Fransa’nın ulusal havayolu Air France pilotları, grev kartını masaya sürmeye hazırlanıyor. Ancak pilotların grev tehdidinin sebebi, her zamankinden oldukça farklı.
Air France’da görev yapan pilotları temsil eden SPAF Sendikası (Syndicat des Pilotes du groupe Air France) SkyTeam ittifakı havayolunda görev yapan pilotların 15-16 Nisan 2024’te greve gidebileceğini duyurdu. Ancak bu tehdidinin nedeni, pilotları temsil eden sendika ile şirket arasında yaşanan herhangi bir işçi-işveren sorunu değil. Pilotlar, Fransız hükümetinin üzerinde çalıştığı yeni yasa tasarısını eleştiriyor.

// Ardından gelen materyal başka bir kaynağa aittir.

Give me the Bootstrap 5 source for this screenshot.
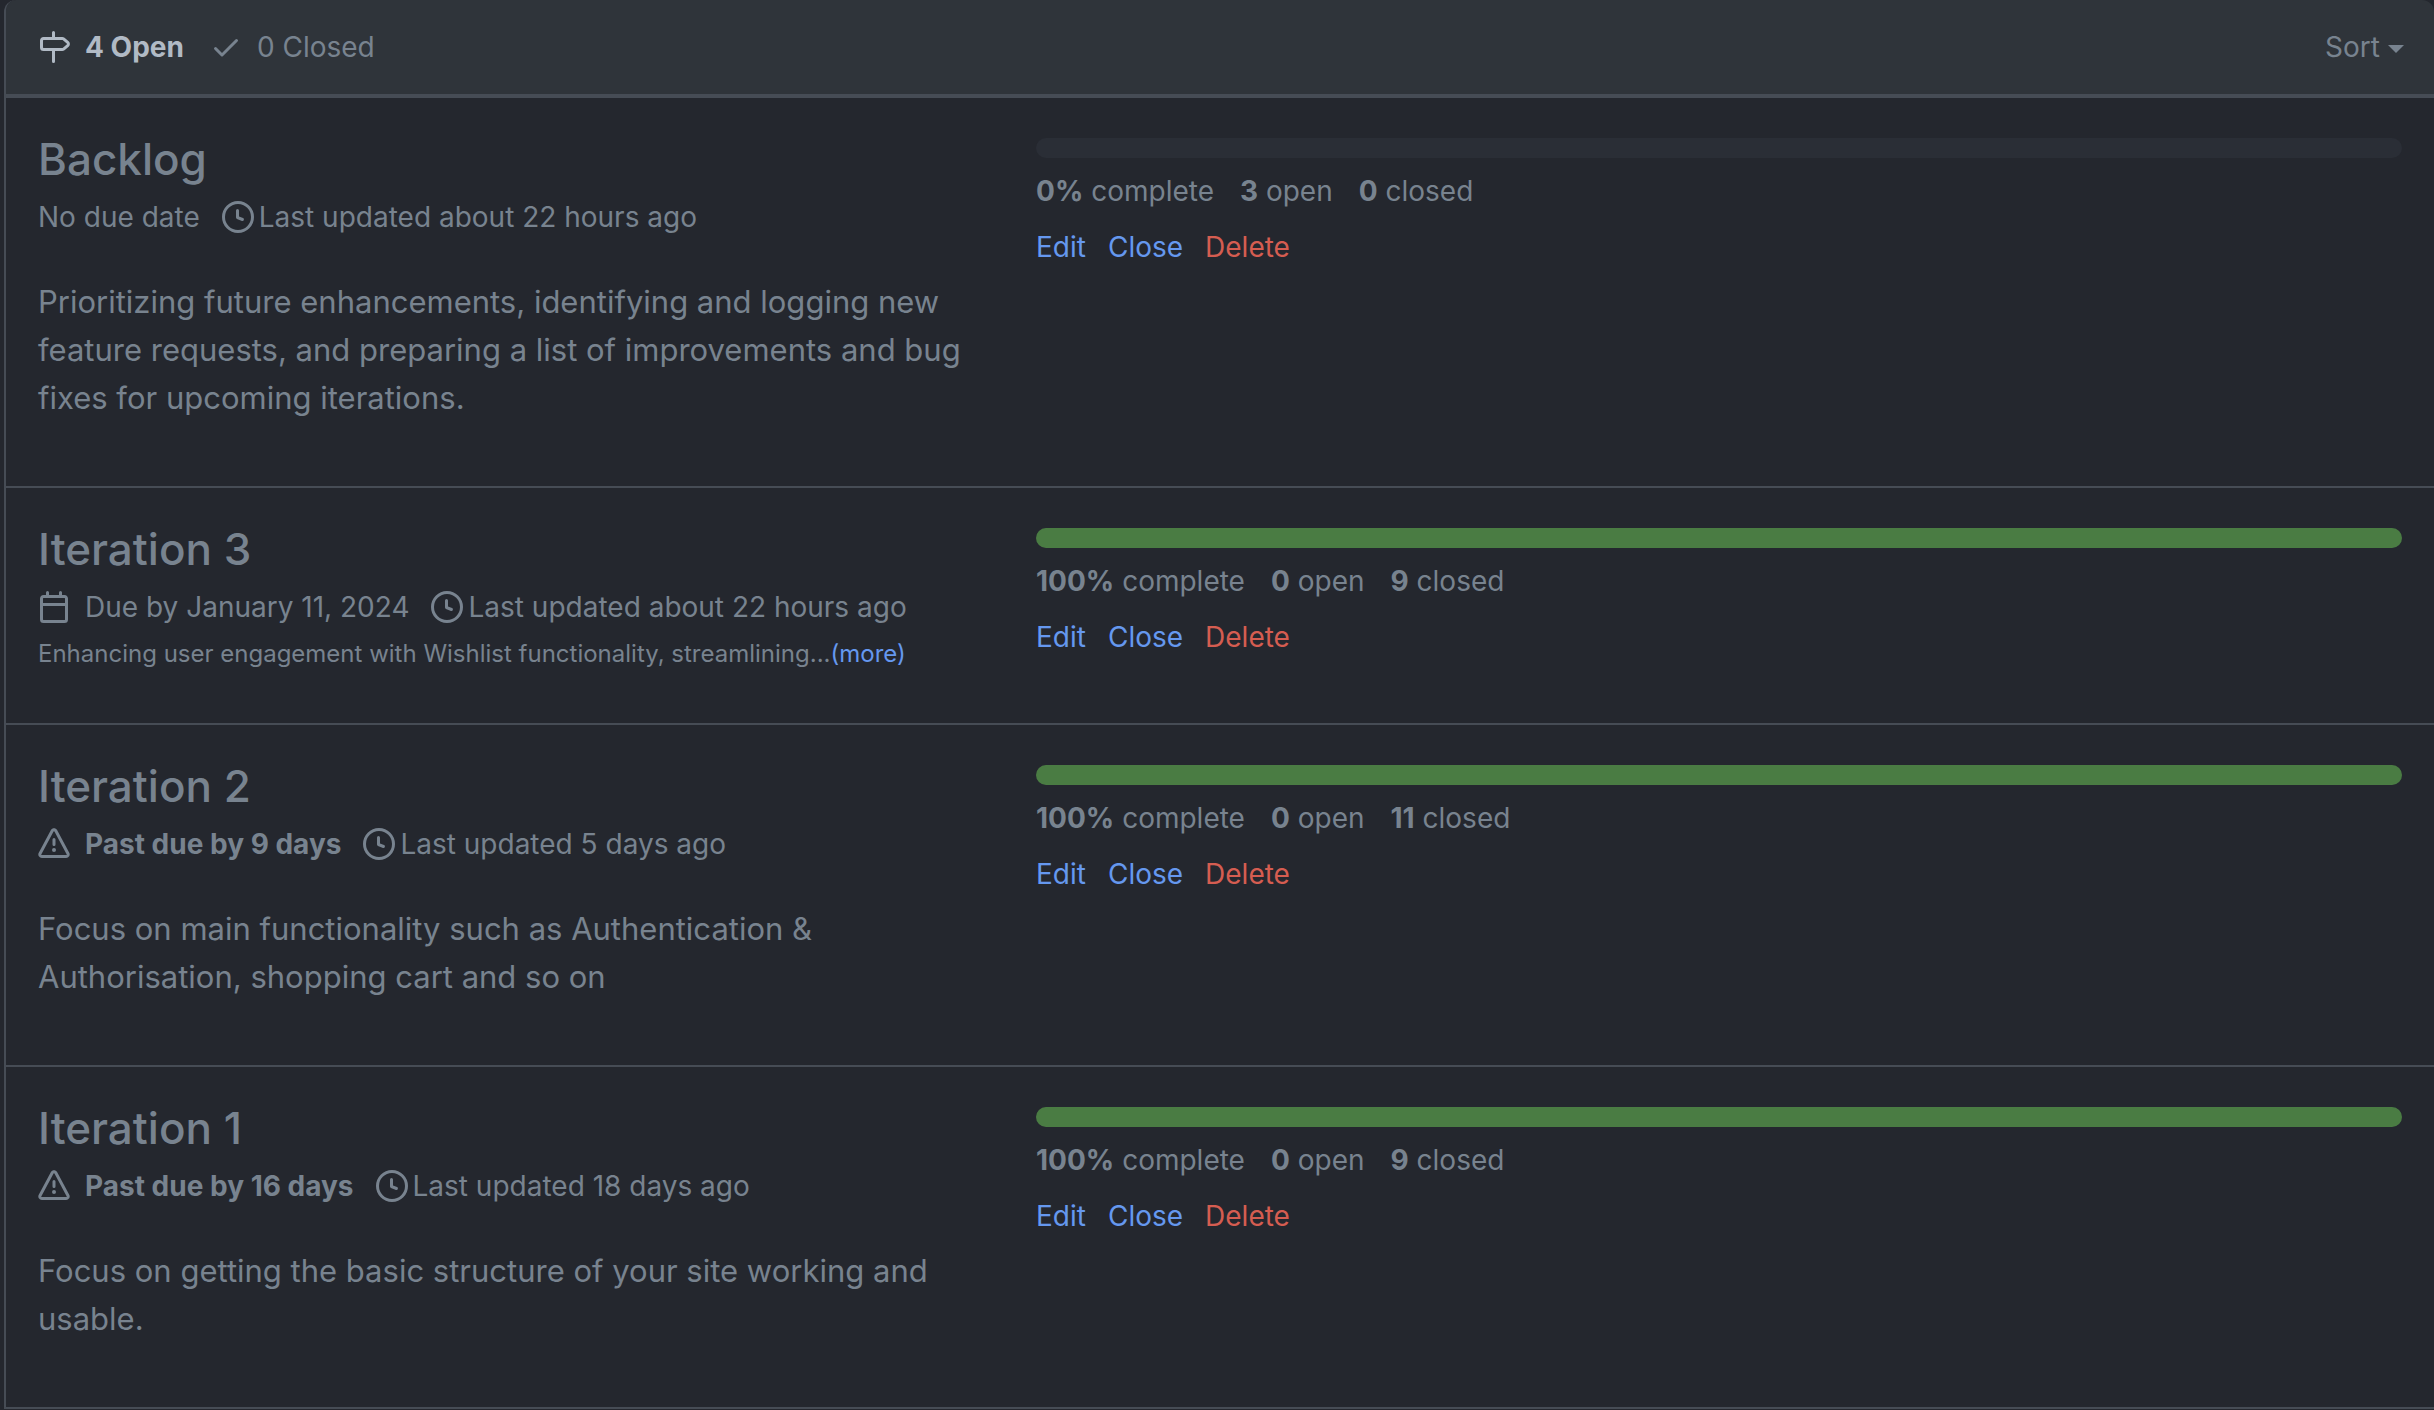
<!DOCTYPE html>
<html lang="en" data-bs-theme="dark">
<head>
<meta charset="utf-8">
<meta name="viewport" content="width=device-width, initial-scale=1">
<title>Milestones</title>
<link href="https://cdn.jsdelivr.net/npm/bootstrap@5.3.0/dist/css/bootstrap.min.css" rel="stylesheet">
<style>
:root {
  --canvas: #24272e;
  --canvas-subtle: #2f343a;
  --line: #464c55;
  --track: #2a2e36;
  --fg: #b1bac5;
  --fg-muted: #78838f;
  --accent: #6598ef;
  --danger: #d55d51;
  --success: #4a7c43;
}
body {
  background: var(--canvas);
  color: var(--fg-muted);
  font: 400 28px/42px Inter, "Liberation Sans", sans-serif;
}
a, .text-btn { color: var(--accent); text-decoration: none; }
a:hover, .text-btn:hover { text-decoration: underline; }
.text-btn { background: none; border: 0; padding: 0; font: inherit; }
.danger-btn { color: var(--danger); }
.octicon { width: 32px; height: 32px; fill: currentColor; flex: none; }
.milestone-box {
  margin-left: 4px;
  border: solid var(--line);
  border-width: 0 0 2px 2px;
  border-radius: 12px 12px 0 0;
}
.box-header {
  background: var(--canvas-subtle);
  border-bottom: 4px solid var(--line);
  border-radius: 10px 12px 0 0;
  padding: 26px 30px 26px 32px;
}
.state-links { gap: 26px; }
.state-links a, .due { gap: 15px; }
.state-links a, .sort-btn { color: var(--fg-muted); }
.state-links a.selected { color: var(--fg); font-weight: 700; }
.sort-btn { gap: 8px; }
.caret { border: 8px solid transparent; border-top-color: currentColor; border-bottom: 0; margin-top: 4px; }
.milestone { padding: 32px; }
.milestone + .milestone { border-top: 2px solid var(--line); }
.info { width: 998px; padding-right: 36px; }
.info h2 { font-size: 44px; line-height: 58px; font-weight: 500; margin: 0 0 8px; }
.info h2 a { color: var(--fg-muted); }
.meta { column-gap: 22px; }
.updated { gap: 5px; }
.description { font-size: 31px; line-height: 48px; margin: 40px 0 32px; }
.excerpt { font-size: 24px; line-height: 36px; margin: 8px 0 19px; }
.milestone .progress { height: 20px; border-radius: 10px; background: var(--track); margin: 8px 0 12px; }
.milestone .progress-bar { background: var(--success); }
.stats { column-gap: 26px; margin-bottom: 14px; }
.actions { column-gap: 22px; }
</style>
<script src="https://cdn.jsdelivr.net/npm/bootstrap@5.3.0/dist/js/bootstrap.bundle.min.js"></script>
</head>
<body>
<svg class="d-none" aria-hidden="true">
  <symbol id="i-milestone" viewBox="0 0 16 16"><path d="M7.75 0a.75.75 0 0 1 .75.75V3h3.634c.414 0 .814.147 1.13.414l2.07 1.75a1.75 1.75 0 0 1 0 2.672l-2.07 1.75a1.75 1.75 0 0 1-1.13.414H8.5v5.25a.75.75 0 0 1-1.5 0V10H2.75A1.75 1.75 0 0 1 1 8.25v-3.5C1 3.784 1.784 3 2.75 3H7V.75A.75.75 0 0 1 7.75 0Zm4.384 8.5a.25.25 0 0 0 .161-.06l2.07-1.75a.248.248 0 0 0 0-.38l-2.07-1.75a.25.25 0 0 0-.161-.06H2.75a.25.25 0 0 0-.25.25v3.5c0 .138.112.25.25.25h9.384Z"/></symbol>
  <symbol id="i-check" viewBox="0 0 16 16"><path d="M13.78 4.22a.75.75 0 0 1 0 1.06l-7.25 7.25a.75.75 0 0 1-1.06 0L2.22 9.28a.751.751 0 0 1 .018-1.042.751.751 0 0 1 1.042-.018L6 10.94l6.72-6.72a.75.75 0 0 1 1.06 0Z"/></symbol>
  <symbol id="i-clock" viewBox="0 0 16 16"><path d="M8 0a8 8 0 1 1 0 16A8 8 0 0 1 8 0ZM1.5 8a6.5 6.5 0 1 0 13 0 6.5 6.5 0 0 0-13 0Zm7-3.25v2.992l2.028.812a.75.75 0 0 1-.557 1.392l-2.5-1A.751.751 0 0 1 7 8.25v-3.5a.75.75 0 0 1 1.5 0Z"/></symbol>
  <symbol id="i-calendar" viewBox="0 0 16 16"><path d="M4.75 0a.75.75 0 0 1 .75.75V2h5V.75a.75.75 0 0 1 1.5 0V2h1.25c.966 0 1.75.784 1.75 1.75v10.5A1.75 1.75 0 0 1 13.25 16H2.75A1.75 1.75 0 0 1 1 14.25V3.75C1 2.784 1.784 2 2.75 2H4V.75A.75.75 0 0 1 4.75 0ZM2.5 7.5v6.75c0 .138.112.25.25.25h10.5a.25.25 0 0 0 .25-.25V7.5Zm10.75-4H2.75a.25.25 0 0 0-.25.25V6h11V3.75a.25.25 0 0 0-.25-.25Z"/></symbol>
  <symbol id="i-alert" viewBox="0 0 16 16"><path d="M6.457 1.047c.659-1.234 2.427-1.234 3.086 0l6.082 11.378A1.75 1.75 0 0 1 14.082 15H1.918a1.75 1.75 0 0 1-1.543-2.575Zm1.763.707a.25.25 0 0 0-.44 0L1.698 13.132a.25.25 0 0 0 .22.368h12.164a.25.25 0 0 0 .22-.368Zm.53 3.996v2.5a.75.75 0 0 1-1.5 0v-2.5a.75.75 0 0 1 1.5 0ZM9 11a1 1 0 1 1-2 0 1 1 0 0 1 2 0Z"/></symbol>
</svg>

<main class="milestone-box">
  <header class="box-header d-flex justify-content-between align-items-center">
    <nav class="state-links d-flex" aria-label="Milestone state">
      <a href="#open" class="selected d-flex align-items-center"><svg class="octicon" aria-hidden="true"><use href="#i-milestone"/></svg>4 Open</a>
      <a href="#closed" class="d-flex align-items-center"><svg class="octicon" aria-hidden="true"><use href="#i-check"/></svg>0 Closed</a>
    </nav>
    <button type="button" class="text-btn sort-btn d-flex align-items-center">Sort<span class="caret"></span></button>
  </header>

  <ul class="list-unstyled mb-0">
    <li class="milestone d-flex">
      <div class="info flex-shrink-0">
        <h2><a href="#backlog">Backlog</a></h2>
        <div class="meta d-flex flex-wrap">
          <span>No due date</span>
          <span class="updated d-flex align-items-center"><svg class="octicon" aria-hidden="true"><use href="#i-clock"/></svg>Last updated about 22 hours ago</span>
        </div>
        <p class="description">Prioritizing future enhancements, identifying and logging new feature requests, and preparing a list of improvements and bug fixes for upcoming iterations.</p>
      </div>
      <div class="flex-grow-1">
        <div class="progress" role="progressbar" aria-label="Backlog progress" aria-valuenow="0" aria-valuemin="0" aria-valuemax="100"><div class="progress-bar" style="width: 0%"></div></div>
        <div class="stats d-flex"><span><strong>0%</strong> complete</span><span><strong>3</strong> open</span><span><strong>0</strong> closed</span></div>
        <div class="actions d-flex"><a href="#edit">Edit</a><button type="button" class="text-btn">Close</button><button type="button" class="text-btn danger-btn">Delete</button></div>
      </div>
    </li>

    <li class="milestone d-flex">
      <div class="info flex-shrink-0">
        <h2><a href="#iteration-3">Iteration 3</a></h2>
        <div class="meta d-flex flex-wrap">
          <span class="due d-flex align-items-center"><svg class="octicon" aria-hidden="true"><use href="#i-calendar"/></svg>Due by January 11, 2024</span>
          <span class="updated d-flex align-items-center"><svg class="octicon" aria-hidden="true"><use href="#i-clock"/></svg>Last updated about 22 hours ago</span>
        </div>
        <p class="excerpt">Enhancing user engagement with Wishlist functionality, streamlining...<a href="#more">(more)</a></p>
      </div>
      <div class="flex-grow-1">
        <div class="progress" role="progressbar" aria-label="Iteration 3 progress" aria-valuenow="100" aria-valuemin="0" aria-valuemax="100"><div class="progress-bar" style="width: 100%"></div></div>
        <div class="stats d-flex"><span><strong>100%</strong> complete</span><span><strong>0</strong> open</span><span><strong>9</strong> closed</span></div>
        <div class="actions d-flex"><a href="#edit">Edit</a><button type="button" class="text-btn">Close</button><button type="button" class="text-btn danger-btn">Delete</button></div>
      </div>
    </li>

    <li class="milestone d-flex">
      <div class="info flex-shrink-0">
        <h2><a href="#iteration-2">Iteration 2</a></h2>
        <div class="meta d-flex flex-wrap">
          <span class="due d-flex align-items-center"><svg class="octicon" aria-hidden="true"><use href="#i-alert"/></svg><strong>Past due by 9 days</strong></span>
          <span class="updated d-flex align-items-center"><svg class="octicon" aria-hidden="true"><use href="#i-clock"/></svg>Last updated 5 days ago</span>
        </div>
        <p class="description">Focus on main functionality such as Authentication &amp; Authorisation, shopping cart and so on</p>
      </div>
      <div class="flex-grow-1">
        <div class="progress" role="progressbar" aria-label="Iteration 2 progress" aria-valuenow="100" aria-valuemin="0" aria-valuemax="100"><div class="progress-bar" style="width: 100%"></div></div>
        <div class="stats d-flex"><span><strong>100%</strong> complete</span><span><strong>0</strong> open</span><span><strong>11</strong> closed</span></div>
        <div class="actions d-flex"><a href="#edit">Edit</a><button type="button" class="text-btn">Close</button><button type="button" class="text-btn danger-btn">Delete</button></div>
      </div>
    </li>

    <li class="milestone d-flex">
      <div class="info flex-shrink-0">
        <h2><a href="#iteration-1">Iteration 1</a></h2>
        <div class="meta d-flex flex-wrap">
          <span class="due d-flex align-items-center"><svg class="octicon" aria-hidden="true"><use href="#i-alert"/></svg><strong>Past due by 16 days</strong></span>
          <span class="updated d-flex align-items-center"><svg class="octicon" aria-hidden="true"><use href="#i-clock"/></svg>Last updated 18 days ago</span>
        </div>
        <p class="description">Focus on getting the basic structure of your site working and usable.</p>
      </div>
      <div class="flex-grow-1">
        <div class="progress" role="progressbar" aria-label="Iteration 1 progress" aria-valuenow="100" aria-valuemin="0" aria-valuemax="100"><div class="progress-bar" style="width: 100%"></div></div>
        <div class="stats d-flex"><span><strong>100%</strong> complete</span><span><strong>0</strong> open</span><span><strong>9</strong> closed</span></div>
        <div class="actions d-flex"><a href="#edit">Edit</a><button type="button" class="text-btn">Close</button><button type="button" class="text-btn danger-btn">Delete</button></div>
      </div>
    </li>
  </ul>
</main>
</body>
</html>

Fransız parlamentosu, belirli işçi gruplarına, yılda 60 güne kadar olmak üzere, belirli sürelerle grev yasağı getirecek yeni bir kısıtlama üzerinde çalışıyor. Grevler, genellikle müşteriler üzerindeki etkiyi en üst düzeye çıkaracak zamanlar için planlanıyor. Bu nedenle hükümetin hedefi, özellikle ulaştırma sektörü için en yoğun dönemlerde grev hakkını sınırlamak gibi görünüyor. Yaklaşan Paris Yaz Olimpiyatları’nın da bu yasanın gündeme gelmesinde etkili olduğu düşünülüyor.
Üzerinde çalışılan kısıtlamalar, toplu taşıma sektörü için geçerli olabilir. Air France pilotlarını temsil eden sendika, hükümetin getirmek istediği bu kısıtlamaların kabul edilmeyeceğini duyurdu ve yasa tasarısını eleştirmek üzere, pilotların greve gidebilecekleri yönünde bir tehditte bulundu. Sendika, yasa önerisinin, toplu taşıma ile kamu hizmetlerini birbirine karıştırdığını iddia ederken; ülkeyi otoriter bir devlet anlayışına sürükleyeceğini de savunuyor.
Air France Greve Alışkın Değil!
Almanların ulusal havayolu Lufthansa çalışanları ile ilgili grev haberlerine oldukça sık rastlanıyor olsa da aynı durum Air France için geçerli değil.
Air France-KLM CEO’su Ben Smith’in personel ile ilişkiler konusunda herkesin takdir ettiği bir yaklaşımı var. Smith, geçmişte Air Canada’da görev yapan pilotlarla yapılan sözleşme müzakerelerinde de benzer bir yaklaşım benimseyerek çok iyi iş çıkarmıştı.
Pek çok havayolu yöneticisi, personele karşı “biz ve onlar” yaklaşımını benimsiyor ve sendikal hakları arama konusunda ön saflarda yer alan personeli düşman olarak görüyor. Ben Smith ve Air France için böyle bir durum olmadığı çok açık.,
Ben Smith göreve başladığında, yaptığı ilk işlerden biri, Air France’nin düşük maliyetli şirketi Joon’un mevcut koşullarını iyileştirmek ve buradaki personele daha kazançlı bir sözleşme önermek oldu. Bu mantalite, Lufthansa CEO’su Carsten Spohr’un tek becerisinin, işgücü maliyetlerini mümkün olduğu kadar azaltmak için, sürekli yeni yan alt şirketler kurmak hamlesi ile karşılaştırıldığında, oldukça insani görünüyor. Air France CEO’su Ben Smith, personel iletişimi ve sendikal haklar konusunda çok iyi adımlar atıyor olsa da kabin içindeki premium ürünleri geliştirmek ve yolcuların hizmetine sunmak konusunda bir o kadar kötü olduğunu söylemeden de geçmemek gerekiyor.